The downgrades are likely to exacerbate pressure on the banks’ borrowing costs.
RBS said it had “made significant progress in strengthening its credit profile since 2008, which has been recognised by the other rating agencies”.
The bank pointed to an improved loan to deposit ratio – down from 154 per cent at its worst point to 106 per cent – and a liquidity portfolio of £153bn that exceeded its short-term wholesale funding of £80bn.
The Moody’s ratings cut is the second setback for RBS in recent days, after the amount that it expected to receive for selling 318 branches to Santander UK was pared back by £300m to £1.35bn.
RBS shares, which have lost more than two-thirds of their value over the past 12 months, fell by 1.8p to 241.53p in early Friday trading in London.

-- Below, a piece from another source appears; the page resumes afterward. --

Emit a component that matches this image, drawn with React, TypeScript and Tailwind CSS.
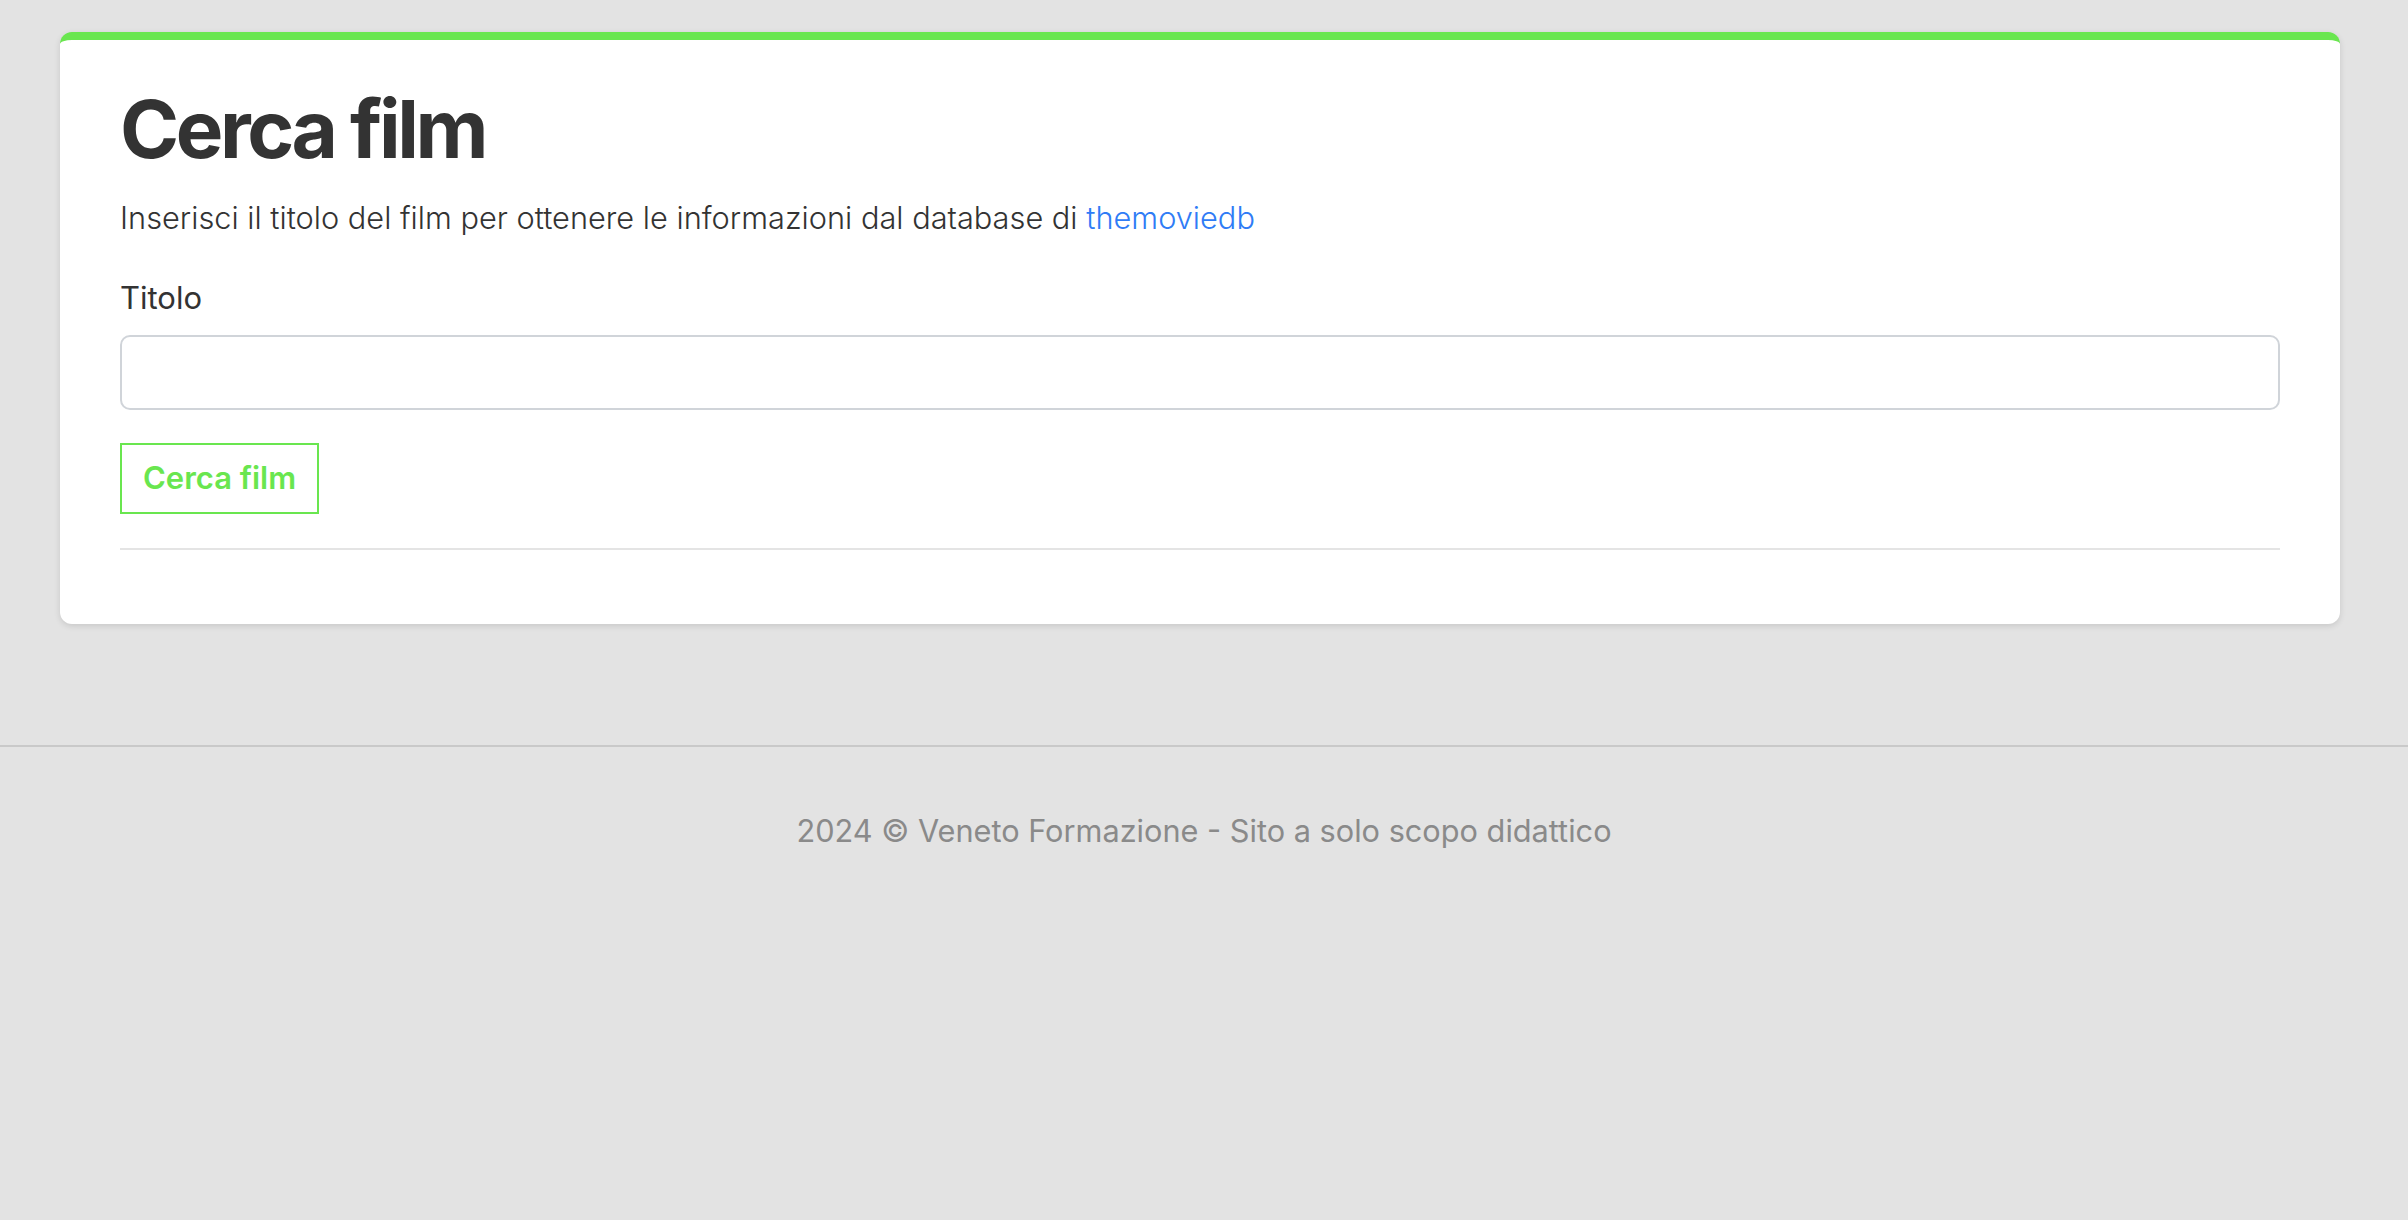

In a separate action outside the review, Moody’s downgraded the senior debt and deposit ratings for Lloyds Banking Group by one notch from A1 to A2 and lowered its standalone credit assessment from Baa1 to Baa2 .
Moody’s said its decision reflected Lloyds’ “sensitivity to the increasingly challenging operating environment in the UK and in Europe more widely and still-high reliance on wholesale funding“.
António Horta-Osório, Lloyds chief executive, said the ratings “recognised the substantial momentum we have made in de-risking our balance sheet and delivering on our strategy”.
Lloyds shares were virtually flat in early Friday trading in London, edging up 0.16p to 31.32p.